“Dropping as low as £30.65 (per labour hour)” when analysing the restaurant sector alone, Fourth said that “heavy” discounting accounts for the figures, with “many (hospitality) groups pursuing aggressive discounting policies in the UK over the past four-to-six weeks” and the Telegraph reporting a 20-30% rise over the past year.
Also revealing that wages as a percentage of sales have risen by 0.9% over the same period, the data claimed that “cost pressures from decreasing productivity have been exacerbated by continued, but steady, wage-cost inflation,” with the average hourly wage in the hospitality industry sitting at £8.28 - a rise of 2% since May 2017 – “which is 3% above the Government’s target of reaching £8.05 by April 2018.”
Mike Shipley, analytics and insight solutions director at Fourth, explained: “Our figures show that a domino effect of aggressive discounting in the hospitality industry, particularly the restaurant sector, has taken a heavy toll on productivity as brands compete for custom in a very competitive market place.
“Compounding the issue, the latest figures from the Coffer Peach Tracker, show that managed pubs, bars and restaurants like-for-like sales were down 0.9% in September. This trend is indicative of the wider hospitality industry, with significant cost headwinds taking their toll as operators battle to maintain and build sales.

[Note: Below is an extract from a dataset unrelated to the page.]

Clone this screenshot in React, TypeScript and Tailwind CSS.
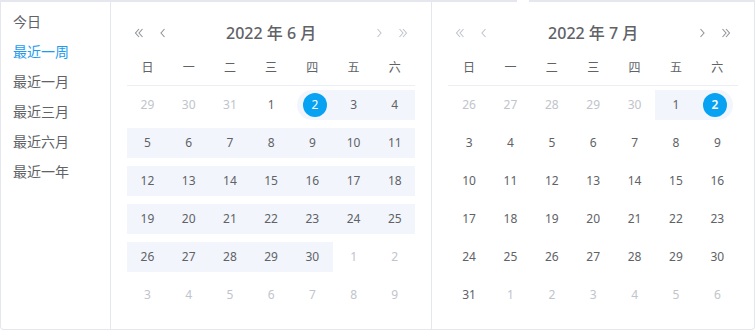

“Discounting is a quick fix to this complex situation and with Brexit looming on the horizon, it’s imperative that operators scrutinize all aspects of their operation to understand where they can cut costs, such as smarter scheduling software and renegotiating procurement deals in line with the market.
“As with all adversity, there is a silver lining and, ultimately, the businesses who successfully navigate this period, streamline their business models and increase efficiency of labour and procurement, will be well placed for growth when the market reverts.”